Une transition délicate pour les ruchers

Les apiculteurs ont au moins deux problèmes : apporter une alimentation adéquate à leurs abeilles quand il le faut, et le varroa, ce parasite désormais inexpugnable des cheptels. C'est ce que les participants à la journée technique du groupement de défense sanitaire apicole (GDSA) de l'Isère ont pu étudier début mars.
Jean Riondet, apiculteur et formateur dans le Rhône, est venu faire part de son expérience. « Il y a deux grandes périodes de nourrissage de l'abeille : entre la récolte et fin septembre pour préparer l'hivernage, puis la morte saison au cours de l'hiver ». Mais cela peut être nécessaire dès le mois de décembre dans la vallée du Rhône, alors que cela ne devrait pas intervenir avant février dans les vallées alpines. Car tout est question de calendrier. Un apport trop précoce peut faire démarrer le couvain, notamment les hivers doux comme cette année. Un coup de froid tardif provoque alors un décalage avec les premières entrées de pollen et donc un déséquilibre entre besoin de la colonie et potentiel de son environnement. La transition entre la population d'hiver et celle de la nouvelle saison est alors déséquilibrée. Le spécialiste conseille un apport de candi protéiné, une substance qui donne le coup de fouet nécessaire aux abeilles pour être résistantes aux diverses agressions sanitaires dont elles peuvent faire l'objet (virus). Mais cette préparation est introuvable dans le commerce. Il faut donc le fabriquer ce qui n'est pas à la portée du premier venu. Notamment, parce que le sucre glace doit être exempt d'amidon, car les abeilles ne l'assimilent pas. Les protéines peuvent provenir de levures lyophilisées. Cependant, les effets de cet apport de protéines sont incertains. « Ils pourraient représenter l'équivalent d'un cadre de couvain supplémentaire durant la saison de floraison », avance prudemment Jean Riondet. « Le nourrissage est souvent nécessaire pour assurer la jonction entre les saisons d'hiver et de printemps, mais dès que la colonie se développe, il est nécessaire de d'augmenter régulièrement cet apport extérieur de nourriture », estime Bernard Verneyre, président du syndicat apicole dauphinois.

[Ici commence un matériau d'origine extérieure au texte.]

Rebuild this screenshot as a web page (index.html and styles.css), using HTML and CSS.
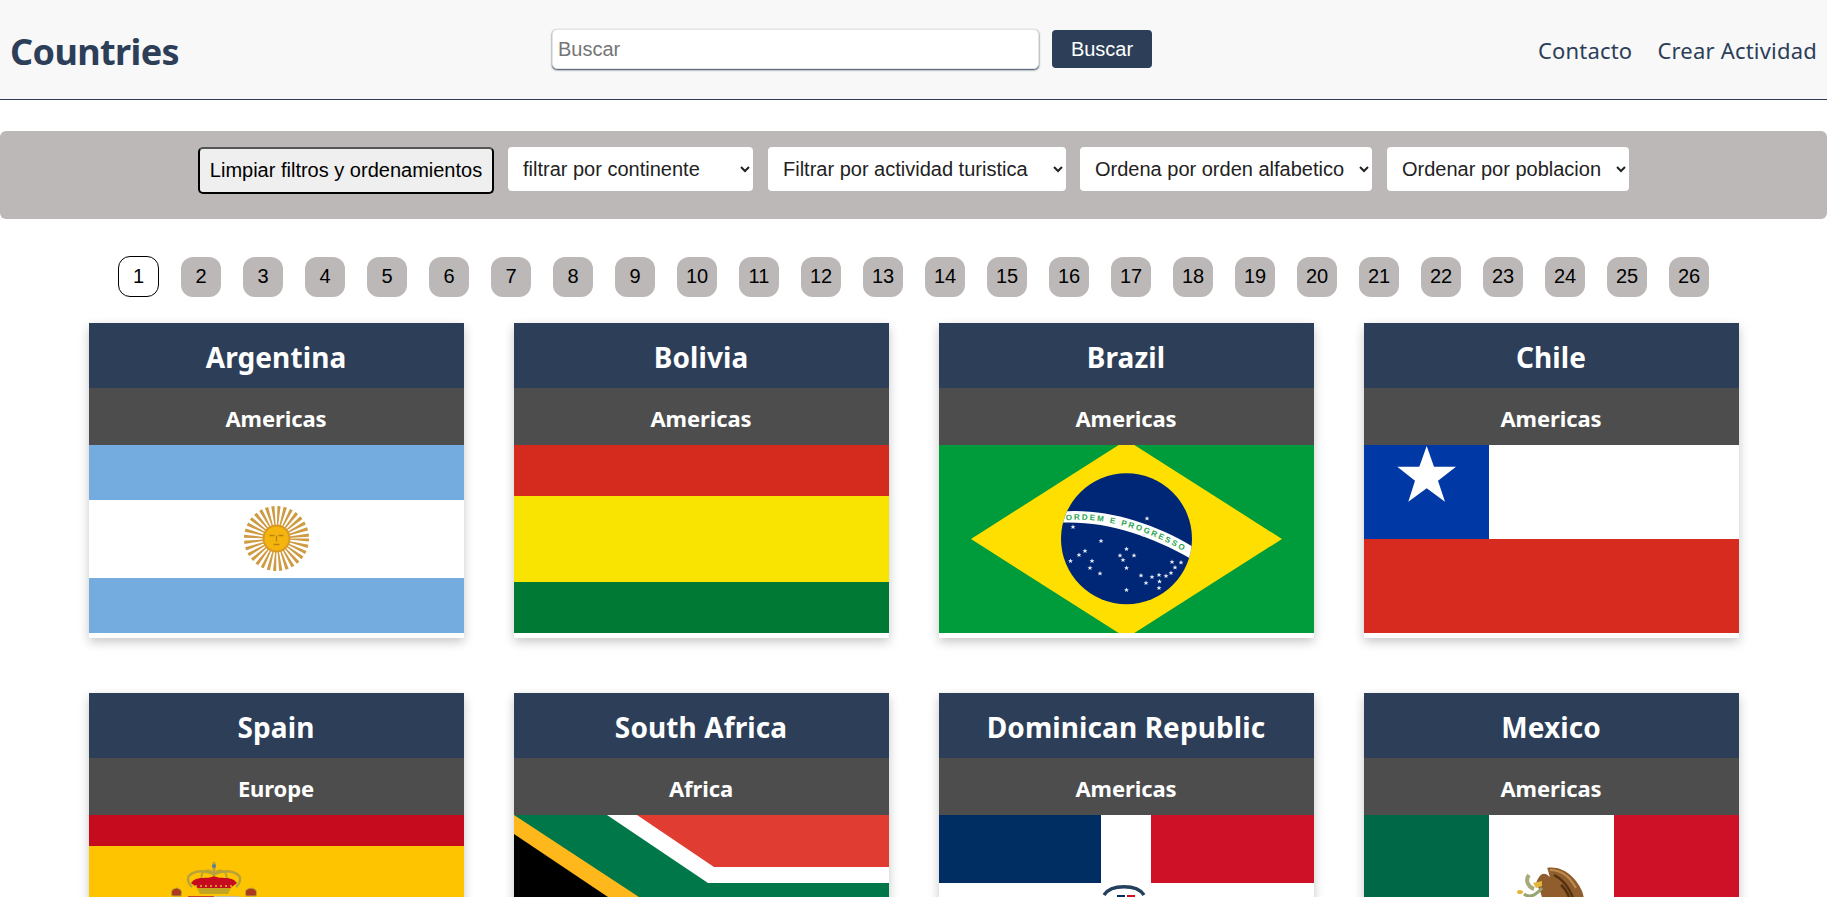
FILE: index.html
```html
<!DOCTYPE html>
<html lang="es">
<head>
<meta charset="utf-8">
<title>Countries</title>
<link rel="stylesheet" href="styles.css">
</head>
<body>
<header class="navbar">
  <h1 class="brand">Countries</h1>
  <form class="search">
    <input class="search-input" type="text" placeholder="Buscar">
    <button class="search-btn" type="button">Buscar</button>
  </form>
  <nav class="links"><a href="#">Contacto</a><a href="#">Crear Actividad</a></nav>
</header>
<section class="filters">
  <button class="clear" type="button">Limpiar filtros y ordenamientos</button>
  <select class="sel sel-a"><option>filtrar por continente</option></select>
  <select class="sel sel-b"><option>Filtrar por actividad turistica</option></select>
  <select class="sel sel-c"><option>Ordena por orden alfabetico</option></select>
  <select class="sel sel-d"><option>Ordenar por poblacion</option></select>
</section>
<nav class="pages">
  <span class="page active">1</span><span class="page">2</span><span class="page">3</span><span class="page">4</span><span class="page">5</span><span class="page">6</span><span class="page">7</span><span class="page">8</span><span class="page">9</span><span class="page">10</span><span class="page">11</span><span class="page">12</span><span class="page">13</span><span class="page">14</span><span class="page">15</span><span class="page">16</span><span class="page">17</span><span class="page">18</span><span class="page">19</span><span class="page">20</span><span class="page">21</span><span class="page">22</span><span class="page">23</span><span class="page">24</span><span class="page">25</span><span class="page">26</span>
</nav>
<main class="grid">
  <article class="card">
    <h2 class="name">Argentina</h2><h3 class="cont">Americas</h3>
    <svg class="flag" viewBox="0 0 375 188">
      <rect width="375" height="188" fill="#74acdf"/>
      <rect y="55" width="375" height="78" fill="#fff"/>
      <g transform="translate(187.5 93.5)">
        <circle r="22" fill="none" stroke="#c98f2e" stroke-width="21" stroke-dasharray="2.2 2.12" opacity=".9"/>
        <circle r="14" fill="#d99a22"/>
        <circle r="12" fill="#f6b40e"/>
        <path d="M-7-3h5M2-3h5M0-3v6M-3 6h6" stroke="#b98414" stroke-width="1.3" fill="none"/>
      </g>
    </svg>
  </article>
  <article class="card">
    <h2 class="name">Bolivia</h2><h3 class="cont">Americas</h3>
    <svg class="flag" viewBox="0 0 375 188">
      <rect width="375" height="51" fill="#d52b1e"/>
      <rect y="51" width="375" height="86" fill="#f9e300"/>
      <rect y="137" width="375" height="51" fill="#007934"/>
    </svg>
  </article>
  <article class="card">
    <h2 class="name">Brazil</h2><h3 class="cont">Americas</h3>
    <svg class="flag" viewBox="0 0 375 188">
      <defs>
        <path id="star" d="M0-2.6.7-.8 2.5-.8 1.1.3 1.6 2.1 0 1 -1.6 2.1-1.1.3-2.5-.8-.7-.8Z" fill="#e8ecf6"/>
        <clipPath id="globe"><circle cx="187.5" cy="93.7" r="65.5"/></clipPath>
      </defs>
      <rect width="375" height="188" fill="#009b3a"/>
      <polygon points="32,94 187.5,-5 343,94 187.5,193" fill="#fedf00"/>
      <circle cx="187.5" cy="93.7" r="65.5" fill="#002776"/>
      <path clip-path="url(#globe)" d="M118 67C165 62 215 78 256 103L252 114C210 90 165 75 118 78Z" fill="#fff"/>
      <path id="band" d="M127 75.5C165 71 212 86 252 110.5" fill="none"/>
      <text class="motto"><textPath href="#band">ORDEM E PROGRESSO</textPath></text>
      <g>
        <use href="#star" x="208" y="73.5"/><use href="#star" x="134" y="82"/><use href="#star" x="205" y="90"/>
        <use href="#star" x="162" y="96"/><use href="#star" x="187.5" y="104"/><use href="#star" x="146" y="106"/>
        <use href="#star" x="140" y="110"/><use href="#star" x="181" y="110.5"/><use href="#star" x="195" y="110.5"/>
        <use href="#star" x="184" y="115"/><use href="#star" x="131.5" y="116"/><use href="#star" x="153" y="116"/>
        <use href="#star" x="233" y="117"/><use href="#star" x="242" y="117.5"/><use href="#star" x="236" y="122.5"/>
        <use href="#star" x="151" y="123"/><use href="#star" x="187.5" y="123"/><use href="#star" x="232" y="128"/>
        <use href="#star" x="161" y="128.5"/><use href="#star" x="202" y="130.5"/><use href="#star" x="220" y="130"/>
        <use href="#star" x="227" y="131"/><use href="#star" x="213" y="132"/><use href="#star" x="220.5" y="136.5"/>
        <use href="#star" x="207" y="138"/><use href="#star" x="220" y="143"/><use href="#star" x="187.5" y="145"/>
      </g>
    </svg>
  </article>
  <article class="card">
    <h2 class="name">Chile</h2><h3 class="cont">Americas</h3>
    <svg class="flag" viewBox="0 0 375 188">
      <rect width="375" height="94" fill="#fff"/>
      <rect y="94" width="375" height="94" fill="#d72b1f"/>
      <rect width="125" height="94" fill="#0039a6"/>
      <polygon points="62.7,1 70,21.7 92,21.7 74,35.7 81,56.700 62.700,43.300 44.300,56.700 51,35.700 33.300,21.700 55.300,21.700" fill="#fff"/>
    </svg>
  </article>
  <article class="card">
    <h2 class="name">Spain</h2><h3 class="cont">Europe</h3>
    <svg class="flag" viewBox="0 0 375 188">
      <rect width="375" height="188" fill="#ffc400"/>
      <rect width="375" height="31" fill="#c60b1e"/>
      <rect y="141" width="375" height="47" fill="#c60b1e"/>
      <path d="M103 72C91 60 108 52 125 59C142 52 159 60 147 72" fill="none" stroke="#b8a23a" stroke-width="2.5"/>
      <path d="M113 66C110 55 120 53 125 59C130 53 140 55 137 66" fill="none" stroke="#b8a23a" stroke-width="2"/>
      <path d="M102 68C108 60 118 65 125 61C132 65 142 60 148 68L140 74H110Z" fill="#c60b1e"/>
      <rect x="123.500" y="47" width="3" height="14" fill="#b8a23a"/>
      <circle cx="125" cy="51" r="2" fill="#5b7f9a"/>
      <path d="M108 73H142L139 79H111Z" fill="#c2a520"/>
      <path d="M106 71H144" stroke="#d8b840" stroke-width="1.500" stroke-dasharray="2 3"/>
      <path d="M83 81C81 74 85 74 87.700 73C90 74 94 74 92 81Z" fill="#ad3a1c" stroke="#b8a23a"/>
      <path d="M157 81C155 74 159 74 162 73C165 74 169 74 167 81Z" fill="#ad3a1c" stroke="#b8a23a"/>
      <rect x="99" y="81" width="26" height="55" fill="#c8452a"/>
      <rect x="125" y="81" width="25" height="55" fill="#c4c0ac"/>
    </svg>
  </article>
  <article class="card">
    <h2 class="name">South Africa</h2><h3 class="cont">Africa</h3>
    <svg class="flag" viewBox="0 0 375 188">
      <rect width="375" height="188" fill="#007749"/>
      <polygon points="93,0 375,0 375,52 200,52" fill="#e03c31"/>
      <polygon points="93,0 123,0 200,52 375,52 375,68 194,68" fill="#fff"/>
      <polygon points="0,0 0,0 125,82 0,188" fill="#ffb81c"/>
      <polygon points="0,19 94,82 0,165" fill="#000"/>
    </svg>
  </article>
  <article class="card">
    <h2 class="name">Dominican Republic</h2><h3 class="cont">Americas</h3>
    <svg class="flag" viewBox="0 0 375 188">
      <rect width="375" height="188" fill="#fff"/>
      <rect width="162" height="68" fill="#002d62"/>
      <rect x="212" width="163" height="68" fill="#ce1126"/>
      <rect y="120" width="162" height="68" fill="#ce1126"/>
      <rect x="212" y="120" width="163" height="68" fill="#002d62"/>
      <path d="M165 80C172 69 198 69 205 80" fill="none" stroke="#23405f" stroke-width="3.500"/>
      <rect x="178" y="80" width="8" height="16" fill="#002d62"/>
      <rect x="188" y="80" width="8" height="16" fill="#ce1126"/>
    </svg>
  </article>
  <article class="card">
    <h2 class="name">Mexico</h2><h3 class="cont">Americas</h3>
    <svg class="flag" viewBox="0 0 375 188">
      <rect width="375" height="188" fill="#fff"/>
      <rect width="125" height="188" fill="#006847"/>
      <rect x="250" width="125" height="188" fill="#ce1126"/>
      <path d="M172 68C176 58 180 56 186 62C184 56 184 54 183 53C198 50 212 62 218 76C222 88 222 100 218 125H180C186 108 180 88 176 76Z" fill="#8f5e2c"/>
      <path d="M190 60C202 66 210 78 213 100M197 70C204 76 208 86 208 102" fill="none" stroke="#53300f" stroke-width="2.500"/>
      <path d="M186 55C197 55 206 62 212 73" fill="none" stroke="#c08d50" stroke-width="2"/>
      <polygon points="169,68 178,66 178,71 172,73" fill="#e4b53a"/>
      <path d="M165 60C161 65 164 72 170 74" fill="none" stroke="#a7a978" stroke-width="4"/>
      <path d="M160 79C166 84 172 80 178 73" fill="none" stroke="#98a672" stroke-width="3"/>
      <ellipse cx="156" cy="77" rx="3" ry="2" fill="#e4b53a"/>
    </svg>
  </article>
</main>
</body>
</html>
```

FILE: styles.css
```css
* { box-sizing: border-box; }
html, body { margin: 0; padding: 0; }
body { background: #fff; font-family: "Liberation Sans", Arial, sans-serif; color: #000; }

.navbar {
  position: relative;
  height: 100px;
  padding: 0 10px;
  background: #f8f8f8;
  border-bottom: 1px solid #2c3e58;
  display: flex;
  align-items: center;
  justify-content: space-between;
}
.brand { margin: 0; padding-top: 4px; font: 700 36px "Noto Sans", sans-serif; color: #2c3e58; letter-spacing: -.6px; }
.search { position: absolute; left: 552px; top: 29px; display: flex; gap: 13px; align-items: center; }
.search-input {
  width: 487px; height: 40px; padding: 0 5px;
  background: #fff; border: 1px solid #e4e4e4; border-radius: 5px;
  box-shadow: 0 1px 2px #2c3e58;
  font: 20px "Liberation Sans", sans-serif;
}
.search-input::placeholder { color: #757575; }
.search-btn {
  width: 100px; height: 38px; border: 0; border-radius: 4px;
  background: #2c3e58; color: #fff;
  font: 20px "Liberation Sans", sans-serif;
}
.links { display: flex; gap: 25px; }
.links a { color: #2c3e58; text-decoration: none; font: 22px "Noto Sans", sans-serif; letter-spacing: .2px; }

.filters {
  margin-top: 31px; height: 88px; padding-top: 16px;
  background: #bcb8b7; border-radius: 6px;
  display: flex; justify-content: center; align-items: flex-start; gap: 14px;
}
.clear {
  width: 296px; height: 47px; padding: 0;
  background: #efefef; color: #000;
  border: 2px solid #000; border-top-color: #555; border-radius: 5px;
  font: 20px "Liberation Sans", sans-serif;
}
.sel {
  height: 44px; padding: 0 2px 0 11px;
  background: #fff; color: #222;
  border: 0; border-radius: 4px;
  font: 20px "Liberation Sans", sans-serif;
}
.sel-a { width: 245px; margin-right: 1px; }
.sel-b { width: 298px; }
.sel-c { width: 292px; margin-right: 1px; }
.sel-d { width: 242px; }

.pages { margin-top: 37px; height: 41px; display: flex; justify-content: center; align-items: center; gap: 22px; }
.page {
  width: 40px; height: 40px;
  display: flex; align-items: center; justify-content: center;
  background: #bcb8b7; border-radius: 12px;
  font-size: 20px; color: #000;
}
.page.active { width: 41px; height: 41px; background: #fff; border: 1px solid #000; }

.grid {
  margin-top: 26px;
  display: grid; grid-template-columns: repeat(4, 375px);
  justify-content: center; column-gap: 50px; row-gap: 55px;
}
.card { height: 315px; background: #fff; box-shadow: 0 4px 10px rgba(0,0,0,.22); text-align: center; color: #fff; }
.name {
  margin: 0; height: 65px; padding-top: 2px;
  background: #2c3e58;
  font: 700 28px/65px "Noto Sans", sans-serif; letter-spacing: .1px;
}
.cont {
  margin: 0; height: 57px; padding-top: 2px;
  background: #4d4d4d;
  font: 700 22px/57px "Noto Sans", sans-serif; letter-spacing: -.1px;
}
.flag { display: block; width: 375px; height: 188px; }
.motto { font: 700 8px "Liberation Sans", sans-serif; fill: #1fa44d; letter-spacing: 1.95px; }
```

Ne pas favoriser le varroa
Nourrir pour maintenir la population est bénéfique mais sur-nourrir et permettre le développement du couvain, pas forcément car il peut provoquer l'explosion de la population de varroas. « Il faut lutter contre le varroa en continu, tout au long de la saison », préconise Jean Riondet. Et là, une combinaison de méthodes est à la disposition des apiculteurs. La plus naturelle, d'actualité, est le piégeage par culture de couvain de mâles. Une hausse vide doit être posée dès les mois de mars ou avril sous le corps de ruche afin de donner de la place aux abeilles. Elles vont construire des demi-lunes de cellules sous le corps. Et la plupart du temps, ce couvain sera de mâles. Donc à détruire sans vergogne, la femelle varroa ayant une attirance particulière pour s'y reproduire.
Décapage acide
Autre méthode douce : l'arrêt de ponte en cours d'hiver. Cela freine considérablement le développement des varroas, mais un hiver comme 2015-2016 n'a quelquefois pas provoqué cet arrêt. « Le printemps et l'été vont être terribles », prévient Jean Riondet. L'absence de couvain permet un traitement à l'acide oxalique, assez facile à réaliser, mais comme tout acide, il attaque la chitine des abeilles. Ce n'est pas grave pour les ouvrières qui sont vouées à une mort certaine quelques semaines après. La reine est également attaquée. Jean Riondet estime qu'elle ne peut supporter qu'un passage d'acide oxalique. Si elle en connaît deux (donc deux hivers) il est impératif de prévoir son changement au printemps suivant, car elle sera devenue trop fragile.